These principles define the quality bar for our product. They guide how we design, build, and evaluate the experience and are owned equally by design, product, and engineering. We use them to make tradeoffs, align decisions, and hold ourselves accountable to the standard our patients and providers expect.
Keep both patients and providers moving forward. The product should feel fast, focused, and easy to use. We should avoid unnecessary friction by default and introduce friction intentionally where decisions require care, attention, or comprehension.
The product should help patients understand the best choices to make in the context of their goals and give providers the signals they need to guide and intervene. Outcomes improve when information leads to action.

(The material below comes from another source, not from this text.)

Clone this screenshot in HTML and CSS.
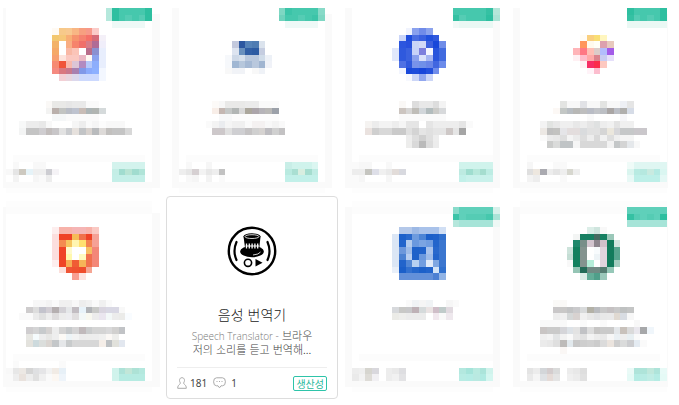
FILE: index.html
```html
<!DOCTYPE html>
<html lang="ko">
<head>
    <meta charset="UTF-8">
    <meta name="viewport" content="width=device-width, initial-scale=1.0">
    <title>음성 번역기</title>
    <link rel="stylesheet" href="styles.css">
</head>
<body>
    <main class="card-grid">
        <div class="card" data-mosaic="0"></div>
        <div class="card" data-mosaic="1"></div>
        <div class="card" data-mosaic="2"></div>
        <div class="card" data-mosaic="3"></div>
        <div class="card lower" data-mosaic="4"></div>

        <article class="app-card">
            <svg class="app-icon" viewBox="0 0 50 50" aria-hidden="true">
                <circle cx="25" cy="25" r="23.2" fill="none" stroke="#000" stroke-width="2.4"/>
                <path d="M9.500 16 Q5.500 25 9.500 34 M40.500 16 Q44.500 25 40.500 34" fill="none" stroke="#000" stroke-width="2.2" stroke-linecap="round"/>
                <ellipse cx="25" cy="25.500" rx="11.800" ry="5.800"/>
                <path d="M16.500 10.500 L18.500 25 Q25 28 32 25 L33.500 10.500 Z"/>
                <ellipse cx="25" cy="10.500" rx="8.500" ry="3.200"/>
                <ellipse cx="25" cy="10.600" rx="7" ry="1.900" fill="none" stroke="#fff" stroke-width="0.800"/>
                <path d="M19.500 17.500 V22.500 M22.300 17.500 V22.500 M25.100 17.500 V22.500 M27.900 17.500 V22.500 M30.700 17.500 V22.500" stroke="#fff" stroke-width="1.300"/>
                <path d="M18.500 20 H32" stroke="#fff" stroke-width="1"/>
                <path d="M26 29 Q32 28.500 33.500 26" fill="none" stroke="#fff" stroke-width="0.800"/>
                <circle cx="21" cy="36.800" r="3.600" fill="none" stroke="#000" stroke-width="1.600"/>
                <path d="M28.500 33 L35.500 36.800 L28.500 40.600 Z"/>
            </svg>
            <h3 class="app-title">음성 번역기</h3>
            <p class="app-desc"><span class="latin">Speech Translator -</span> 브라우<br>저의 소리를 듣고 번역해...</p>
            <footer class="app-footer">
                <span class="stat">
                    <svg class="stat-icon person" viewBox="0 0 10 12" aria-hidden="true">
                        <path d="M3.500 6 C1.800 4 2.300 0.700 5 0.700 C7.700 0.700 8.200 4 6.500 6 C6.700 7.500 9.300 7.500 9.300 11.300 H0.700 C0.700 7.500 3.300 7.500 3.500 6 Z"/>
                    </svg>
                    <span>181</span>
                </span>
                <span class="stat">
                    <svg class="stat-icon bubble" viewBox="0 0 13 12" aria-hidden="true">
                        <path d="M3.500 0.800 H9.500 Q12.400 0.800 12.400 4.800 Q12.400 8.800 9.500 8.800 H8 L6.500 10.800 L5 8.800 H3.500 Q0.600 8.800 0.600 4.800 Q0.600 0.800 3.500 0.800 Z"/>
                        <path d="M3.500 4.500 H4.500 M6 4.500 H7 M8.500 4.500 H9.500"/>
                    </svg>
                    <span>1</span>
                </span>
                <a class="tag" href="#">생산성</a>
            </footer>
        </article>

        <div class="card lower" data-mosaic="5"></div>
        <div class="card lower" data-mosaic="6"></div>
    </main>

    <script src="mosaic.js"></script>
</body>
</html>
```
FILE: styles.css
```css
* {
    box-sizing: border-box;
}

body {
    font-family: 'Noto Sans CJK KR', sans-serif;
    background-color: #fff;
    color: #444;
    margin: 0;
}

.card-grid {
    display: grid;
    grid-template-columns: 146fr 146fr 141fr 147fr;
    gap: 25px 27px;
    padding: 8px 12px 24px 6px;
}

/* pixelated cards */
.card {
    min-width: 0;
    background-color: #fff;
    box-shadow: -7px 0 0 #fafafa, 7px 6px 0 #fafafa, -7px 6px 0 #fafafa, 0 11px 0 #fdfdfd;
}

.card:nth-child(4n+1) {
    box-shadow: -3px 0 0 #fafafa, 8px 6px 0 #fafafa, -3px 6px 0 #fafafa, 0 11px 0 #fdfdfd;
}

.card:nth-child(4n) {
    box-shadow: -7px 0 0 #fafafa, 1px 6px 0 #fafafa, -7px 6px 0 #fafafa, 0 11px 0 #fdfdfd;
}

.card.lower {
    background-image: linear-gradient(#fcfcfc 7px, #fff 7px);
}

.card.lower::before {
    content: "";
    display: block;
    height: 6px;
    margin-top: -6px;
    background-color: #fdfdfd;
}

.mosaic {
    display: block;
    width: 100%;
    overflow: visible;
    shape-rendering: crispEdges;
}

.ribbon {
    height: 20px;
}

.icon {
    height: 53px;
}

.title {
    height: 20px;
    margin-top: 20px;
}

.desc {
    height: 34px;
}

.foot {
    height: 27px;
}

/* readable card */
.app-card {
    margin: -11px -13px -18px;
    padding: 29px 10px 0;
    background-color: #fff;
    border: 1px solid #ddd;
    border-radius: 4px;
    text-align: center;
    position: relative;
}

.app-icon {
    display: block;
    width: 50px;
    height: 50px;
    margin: 0 auto;
}

.app-title {
    margin: 28px 0 0;
    font-size: 14px;
    font-weight: 300;
    line-height: 20px;
    color: #222;
}

.app-desc {
    margin: 4px 0 11px;
    font-size: 11px;
    font-weight: 300;
    line-height: 14px;
    color: #444;
    white-space: nowrap;
}

.latin {
    font-family: 'Open Sans', sans-serif;
    font-size: 10px;
    line-height: 10px;
    color: #777;
}

.app-footer {
    display: flex;
    align-items: center;
    gap: 6px;
    height: 31px;
    border-top: 1px solid #eee;
    font-family: 'Noto Sans', 'Noto Sans CJK KR', sans-serif;
    font-size: 10px;
}

.stat {
    display: flex;
    align-items: center;
    gap: 3px;
}

.stat-icon {
    height: 12px;
    fill: none;
    stroke: #aaa;
    stroke-width: 1;
}

.person {
    width: 10px;
}

.bubble {
    width: 13px;
    margin-right: 2px;
}

.tag {
    margin-left: auto;
    padding: 0 2px;
    border: 1px solid #2ec4a9;
    border-radius: 2px;
    font-family: 'Noto Sans CJK KR', sans-serif;
    font-size: 10px;
    line-height: 13px;
    color: #1fb89c;
    text-decoration: none;
}
```
FILE: mosaic.js
```js
// Each row is "startColumn: colour colour ...", a dot leaves a cell empty,
// "colour*n" repeats a cell.
const line = '1: fcfcfc*20';

const cards = [
    {
        cols: 22,
        ribbon: [
            '15: b5e8dc 2ebfa0 46c8ad*4 2ebfa0',
            '15: b5e8dc 2ebfa0 46c8ad 55ccb4 46c8ad 55ccb4 2ebfa0',
            '16: eef9f7*5'
        ],
        icon: [
            '7: fffaf3 f7c98a f8c890 f8b684 f79f80 f7998a fbcbc8',
            '7: f3c76f f6c779 f8ae75 f6936d f58270 f57068 d56b78 f4f0f8',
            '7: f3b268 . f8ad83 f6836c f06f6a d87c88 b06c96 f0eefa',
            '7: f5a968 . f9b8a5 fbc4b8 . b86d8a 8b90d0 e8eefd',
            '7: f7a070 fde3dc fbc8c0 fbc8c0 eab8c4 fff8f2 8ba2ee e8eefd',
            '7: f68a72 f0543a f8b8ac dcc5d6 b28ac0 b5c8fa 8daefc e8eefd',
            '7: f58a80 d9787f c9788c a880b0 8098e8 8aaafc 8db0ff f3f7ff',
            '8: f3d0d5 e8d5de dcd8ec cdd9fc ccd9fe ccd9fe f3f7ff'
        ],
        title: [
            '6: faf8f6 e9e9e7*2 e6e6e6 e9e9e9*2 fafafa*2',
            '6: f3f3f2 bab0ac c2c4c2 b9bdc6 bec3cf c8bcb6 adb5b6 b1b5b2 d5dadb',
            '7: f5f7f8*2 fafafa*5'
        ],
        desc: [
            '2: f7f8f8 ececec*2 e8e8e8 f8f8f8 . . . f5f5f5 ededed fafafa f5f5f5 fcfcfc f8f8f8*3',
            '2: f3f4f4 c4c4c4*2 cfcdd0 c2bdbc c8c6c8 e2e2e2 cacccf e6e1dd c2c4c6 d8d2ce b9bbbd dddad8 c2c0be c4c4c4*2 d8d8d8'
        ],
        foot: [
            line,
            '1: f8f8f8 . . f8f8f8 f8f8f8 . . . . . . . . . . d3f3ed*5',
            '0: f8f8f8 e5e5e5 cdc9c0 e6f3f8 efefef*2 cdcdd2 f5f3f6 . . . . . . . . c4eee6 a0dccf b8e4d4 a0dccf b0e4d8',
            '1: f3f3f3 . . f6f6f6 fafafa ededed . . . . . . . . . c4efe8*5'
        ]
    },
    {
        cols: 22,
        ribbon: [
            '15: 7fd7c3 3cc4a8 46c8ad*4 88dac8',
            '15: 6fd2bc 46c8ad*2 55ccb4 46c8ad 3cc4a8 7fd7c3',
            '16: eef9f7*5'
        ],
        icon: [
            '0:', '0:',
            '8: c3c9dd 2c57a0 5683b8 4f7cb2 dbe3ed',
            '8: dde4f0 6990bd 315fa5 2c5ba2 c5cde0',
            '7: f6f8fb ced9e8 d6e0ec b9c8dd*2 d0dce9 edf1f7',
            '7: f6f8fb a0b7d3 b6c7dc a5b9d4 b9c8dd a0b5d1 f0f2f8',
            '7: f8f8f8 f1f3f7*2 . f8f8f8 eff2f7',
            '0:'
        ],
        title: [
            '5: fcfaf8 f7f7f7 e9e9e8*3 ebebeb*2 fafafa*3',
            '5: f8eee8 c4b7b2 c5c8c7 b2b6b5 d8d8d8 aba79c aba5aa b5b3b8 b9b8b6 9ca1a9',
            '6: f7f8f9*2 fcfcfc*7'
        ],
        desc: [
            '4: fafafa f3f3f3 eaecef f5f5f5 f0f0f0*2 fafafa f4f1f1*2 f8f8f8 f3f3f3 f9f9f9',
            '5: cdc8ca cdc8ca e0e0e0 cfcfd2*2 c5c3c4 d0d0d0 d6d3d1 bebdc1 d0d0d0 c3c2c3'
        ],
        foot: [
            line,
            '1: f8f8f8 . . f6f6f6 . . . . . . . . . . . c8eee7 d0f3ec*3 dbf6f1',
            '0: eeeeee e7e7e7 d6d0d2 f3f3f3 e8e8e8 eeeeee c2c2c2 . . . . . . . . . b9eae0 a9dfd2 d8eee0 a5ddcf c0ece4',
            '1: f8f8f8 f5f5f5 . f3f3f3 . fafafa . . . . . . . . . c2f0e9*5'
        ]
    },
    {
        cols: 21,
        ribbon: [
            '15: 46c8ad*5 35c1a3 b5e6d9',
            '15: 35c1a3 55ccb4 46c8ad*3 2ebfa0 abe3d5',
            '15: f1f9f7 eaf8f4*5'
        ],
        icon: [
            '8: f0f3fd 8aa1ee 708be9 8ca3ed',
            '7: cad5f8 1f4ddc 4a6de2 3a60e0 2150dd 3059dd',
            '7: 2c56de 2850dd cad4f7 d2d9f7 3d60de 1847da 6f8ce8',
            '6: e1e8fb 2f59dd 3b62de c8d2f8 7d7fdd f4f5fe 2854dc 416adf',
            '6: e1e8fb 2f59dd 3b62de 8ba0ed d9e0fa a5b5f1 2a54dc 416adf',
            '7: 4f71e3 3059dd 7892ea 7090e8 6985e7 4166e0 6c8bea',
            '7: f2f5fe 1a49da 1d4cdb 1745da 2350dc 718dea',
            '8: f6f8fe ccd6f7 91a7ef ccd6f7'
        ],
        title: [
            '7: faf8f6 . dddddd e8e8e8*2 dddddd f3f3f3',
            '7: ccc5c0 d7d6d5 bfbdb8 d1d6da b2bcbd cbcbc8 d7d9db',
            '7: fafafa*7'
        ],
        desc: [
            '2: f5f3f1 ececec f3f3f3*2 ededed f5f5f5 e5e5e5*2 . e5e5e5 ededed*4 e5e5e5 fafafa',
            '2: eae2df cfcfcf d8d8d8*2 cacaca*2 e0e0e0 d4d4d4 e5e5e5 e0e0e0 e5e5e5*2 cec8c7 e5e5e5 a5a5a5',
            '8: ededed dedede d0d0d0 dfdfdf ededed',
            '8: ededec d9d9d9 bababa dcdcdc ececec'
        ],
        foot: [
            line,
            '0: fafafa f7f7f7*2 . . f8f8f8 . . . . . . . . . . d0f3ec*5',
            '0: ededed ededed c5c5c0 dedfe8 f0f0f0 eaeaea e2dcd9 d8d9df . . . . . . . . bdeae1 9fddcf b7e8db a5ddcf bdece3',
            '0: fafafa f6f6f6 . . . f6f6f6 . . . . . . . . . . c2f0e9 c9f1eb*4'
        ]
    },
    {
        cols: 22,
        ribbon: [
            '16: 2ebfa0 46c8ad*4 2ebfa0',
            '16: 35c1a3 55ccb4 46c8ad 55ccb4 46c8ad 2ebfa0',
            '16: eaf8f4*6'
        ],
        icon: [
            '0:',
            '9: fffcf6 facf7e f9de75 fff6bf',
            '9: ff965b fffaed fffff7 dda0ae e8c9bd',
            '8: ffb4b8 ff7883 ffbfb5 dccdc9 b2bdfc a35be8',
            '8: fff0f3 ffbcca ffaaa8 db848d c8ccf1 e6e0fb',
            '9: fff0f3 f72d64 fb2c4a fdc8c0',
            '10: fff3f8 fcbdce',
            '0:'
        ],
        title: [
            '6: e3e4e2 f8f8f8*2 e1e2e6 f8f8f8*2 e3e4e2 f8f8f8*2 eef0f5 e5e5e5',
            '5: fcf8f5 c3c7c5 b8bdc2 b8b8b6 bebebe b9bcc5 c2c4c8 bcbfc4 aaa6a5 bcbfc6 b0afad d6dce7',
            '10: f9f9f9 . . . . f6f6f9'
        ],
        desc: [
            '3: f3f3f3 e1e3e1 e8e8e8 efefef*2 e8e8e8 ededed e5e5e5 dfe1e1 ededed f1f1f1 e3e3e3 f0f0f0*2',
            '3: ece8e4 bfbfbf c2c2c0 e5e5e8 e3dddd*2 d9dbdd e1e1e1*2 d5d5d5 ebe7dd d7d7da c6c8c9*2 cac7cb*2',
            '3: fafafa ebebeb e8e8e8 dedede f4f4f4 ebebeb dddddd ededed d9d9d9 f1f1f1 dedede efefef f5f5f5*2',
            '4: cbcccb dadbda c0c4c6*2 f5f5f5 d8d8d8*4 f2f2f2 c4c7c8 d4d4d4 e5e8eb f8f8f8'
        ],
        foot: [
            line,
            '1: f6f6f6 . . . f9f9f9*2 . . . . . . . . . effbf8 dff6f2*5',
            '1: dfdfdf ede7df aaaab0 ededed e5e5e5 eeeeee d7d7cf eeeeee . . . . . . . daf5ef b8ebe2 b5e8df c9eae0 b4eae3 daf6f1',
            '1: f3f3f3 ededed . . . f9f9f9 . . . . . . . . . e8f9f6 bdefe8*4 e4f8f5'
        ]
    },
    {
        cols: 22,
        ribbon: [],
        icon: [
            '7: fdeeee f7b2aa*2 f5b5b5*2 f7b2aa fac9c3',
            '7: fcdedd ef4126 ef4126 f6bb58 f0704a ef4126 f5a196',
            '7: fcdedd f48b50 f6c55f fff5b0 ffe070 f48250 f5a196',
            '7: fcdedd ef4527 fffacb . . f6bd62 f38778',
            '7: fcdedd ef4527 fff9ad . fffac0 f1704d f38778',
            '7: fdeeee ef4527 f7ad55 f05c34 f6b458 f1704d f38778',
            '8: fce0dc ef5536 ef5130 ef4d2d f5a593',
            '10: f89f92 fde4e1'
        ],
        title: [
            '4: f7f7f7*2 f3f3f3 fafafa f0f0f0*2 f8f8f8 ededed f1f1f1 fafafa f0f0f0 fafafa',
            '3: cecccd dddddd c3c3cc d2ced4 b5afb0 d3d1d6 e5e7e9 c2bdc2 e8f3fa b2b4b8 c9cac8 d9d5df d9d8e4*2 f8f8f8',
            '2: fafafa fafafa ebebeb e0e0e0 ededed dedcdd ececec ededf0 e0dedf f3f8f8 f8f8f0 ececec eae6ef f3f8f8 ececec ebebe9 f9fcff'
        ],
        desc: [
            '0:',
            '3: cfcdcf d4d4d5 c7cacc d5d2d1 ededed d4d4d4 c6c9cb d5d4d5 c0b9bb cacccd d4d4d4*2 d9d9da d1d0cf c1c3c6',
            '3: e7e7e3 f5fbfd ededed e7e7e5 eeeeee fcfaf6 edf4f7 f3f3f3 ececec ededec ededed f0f0ef fbf8f5 eeeeec',
            '3: e3e2dd cddadd dbdedc dad5d1 c4c7c9 e5e7e9 c8cbcc d7d7d7*4 f5eee8 bec1c3 e1e1db e2e7ef'
        ],
        foot: [
            line,
            '1: fafafa . . . . . . fafafa',
            '0: f8f8f8 e7e7e7 ece8e4 d5d5d5 dfe0e2 e5e5e7 f2f2f2 f1ebe5 e7f0f7 . . . . . . . d0f3ec ade2d8 c2e6d8 ade2d6 b4e8de',
            '0: fafafa eeeeee e9e2dd ededed e0e0e0 f0f0f0 fafafa fcf7f2 eef4fa . . . . . . . d0f3ec b6ebe2*4'
        ]
    },
    {
        cols: 21,
        ribbon: [
            '15: 88dbca 5fd0ba*5 d7f1eb',
            '15: 3cc4a8 5fd0ba 55ccb4*3 46c8ad a9e4d7',
            '15: b5e7dc a6e4d8*5 eef8f5'
        ],
        icon: [
            '7: b4c8e9*2 9db9e5 a9c2ea*3 d1dff4',
            '6: dbe6f5 1d61ca 2969cc 6d9bde 4c84d5 1b5fc9 1f61ca 3070cd',
            '6: dbe6f5 2264cb b3cbed 6b99de 7ba4e2 719de0 2365cb 3b76cf',
            '6: dbe6f5 6c97db 9fbce8 1e61c9 2062ca a9c3ec 2868cc 3b76cf',
            '6: dbe6f5 4b81d2 b7cdf0 1e61c9 6a98de 9dbbe9 2264cb 3b76cf',
            '6: dbe6f5 2264cb 5287d5 b6d0f1 719de0 e0eaf9 7fa7e2 3b76cf',
            '6: e8eff9 1b5fc9 3371cf 2567cb 1c60c9 2264cb d2e3f6 3070cd',
            '7: 6390d9*5 4d80d2 92b4e5'
        ],
        title: [
            '8: fafafa f0f3f5 f5f5f5 f0f3f5 . . f6f6f6 fafafa',
            '6: d7d9dc c8c8c6 c8c8ca beb1b6 d5dadb eae3e3 cfbec8 c0cbca e1dae0',
            '6: ebebe7 eeeeec ebebeb*3 . f1e8ee f9f9f9 eee8ed'
        ],
        desc: [],
        foot: [
            line,
            '0:',
            '0: ededed efefef d6d5cf d9d8dd . ededed e9e9e9 dedee1 . . . . . . . . b3e8df a5e4da b9eae0 abe4da d0f3ec',
            '0: eaeaea f3f3f3 dedcd7 f1f0f3 . ededed f1f1f1 e3e3e5 . . . . . . . . b8ece4 b5ece5 b9e9e1 b0eae2 d4f6f0'
        ]
    },
    {
        cols: 22,
        ribbon: [
            '16: 5fd0ba*6',
            '16: 35c1a3 55ccb4 5fd0ba 55ccb4 5fd0ba 2ebfa0',
            '16: a6e4d8*6'
        ],
        icon: [
            '10: dceee8 cfe5de f8f8f8',
            '8: f3f5f4 178062*2 456b61 178062 9bc8b9',
            '8: 20886b 788e89 d3c5cf 8e868e d2c0ca 117a5b d1e5df',
            '7: cde3db 13805e 84938f . f8fbfd e1d4dd 127b5c 57a58f',
            '7: c4ddd4 13805e 84938f . eef4f7 e1d4dd 127b5c 57a58f',
            '7: f8f8f8 13805e 84938f b5eed9 . e1d4dd 127b5c a4cdc0',
            '8: 95c5b5 236b58 708b84*2 557c71 96c8b8',
            '9: dcece7 63ad98 4f9f8a 9bc8ba'
        ],
        title: [
            '5: faf9f7*2',
            '5: c9c7c8 c9c8c7 c2c3c4 cacacc d8dadb b3b1a7 b9bbbf c8c8c8 c5c1c2 c9c9c9 bfc1c1 c4c5c5',
            '5: ededed f0f0f0 d5d8d8 d8d2d0 f0f0f0 e8e8e8 e2e3e5 e8e8e8 e9e9e9 e0d9d1 d8dce2 f7f7f7'
        ],
        desc: [
            '3: f9f9f9*4 . . fafafa . . fafafa . . . . f8f8f8',
            '3: c9c5c4 cacaca*2 d5d5d9 dde2e7 e3e3e3 c1c2c5 dddddd c7c6c5 cacaca*2 e4e7ea c8c1bb dadada e9e7ed a7a8aa f0f6fb',
            '3: f0f0f0 f4f4f4 e3e5e6 f2f2f2 fafafa e8e8e8 e1e1e1 f3f3f3 ececec e9e9e9 f7f7f7 eaf0f4 eeeeee e8eff2 fafafa',
            '3: ebebeb e8e8e8 dfdfdf bdbbb9 e2e9ed c8c8c8 cecece d1d1d1 cccccc dbdbdb ebe4de cecece dadbdb cccdd0 e4ebf2 fafafa',
            '6: faf7f5'
        ],
        foot: [
            line,
            '0:',
            '1: e4e4e4 ececec d3d6d9 d3cccd dadbdb . ececec e8e8e8 dedede . . . . . . eafaf7 aee4da aee4d9 c0e8dc aee4da e8faf7',
            '1: eaeaea f5f5f5 dfe2e5 e5dbd7 e4e4e4 . f0f0f0 ececec e1e1e1 . . . . . . e5faf6 b5ece4 b8ece4 c0ede5 b5ece4 e5faf6'
        ]
    }
];

// number of rows that every part of a card holds
const parts = { ribbon: 3, icon: 8, title: 3, desc: 5, foot: 4 };
const SVG = 'http://www.w3.org/2000/svg';

function addCell(svg, x, y, width, fill) {
    const rect = document.createElementNS(SVG, 'rect');
    rect.setAttribute('x', x);
    rect.setAttribute('y', y);
    rect.setAttribute('width', width);
    rect.setAttribute('height', 1);
    rect.setAttribute('fill', '#' + fill);
    svg.appendChild(rect);
}

function drawPart(card, name) {
    const svg = document.createElementNS(SVG, 'svg');
    svg.setAttribute('class', 'mosaic ' + name);
    svg.setAttribute('viewBox', '0 0 ' + card.cols + ' ' + parts[name]);
    svg.setAttribute('preserveAspectRatio', 'none');
    svg.setAttribute('aria-hidden', 'true');

    card[name].forEach(function (row, y) {
        const [start, cells] = row.split(':');
        let x = Number(start);
        cells.trim().split(' ').forEach(function (cell) {
            const [fill, repeat] = cell.split('*');
            const width = Number(repeat || 1);
            if (fill && fill !== '.') {
                addCell(svg, x, y, width, fill);
            }
            x += width;
        });
    });
    return svg;
}

document.querySelectorAll('[data-mosaic]').forEach(function (el) {
    const card = cards[el.dataset.mosaic];
    Object.keys(parts).forEach(function (name) {
        el.appendChild(drawPart(card, name));
    });
});
```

Patients need to trust that guidance is expert-backed, evidence-based, and contextually correct; providers need to trust that the system reflects their expertise. Language should never feel overwhelming, reductive, or imprecise. Clarity builds trust but so does accuracy.
What’s obvious to a patient is not obvious to a provider and vice versa. The product should make actions, language, and workflows legible to both without compromising either. Each side of the product should understand, acknowledge, or otherwise take into account the perspective of the other.
In healthcare, details aren’t cosmetic; they’re signals. For patients, they communicate safety and care. For providers, they signal reliability and precision. For both, attention to detail in layout, motion, copy, and responsiveness builds trust and confidence over time.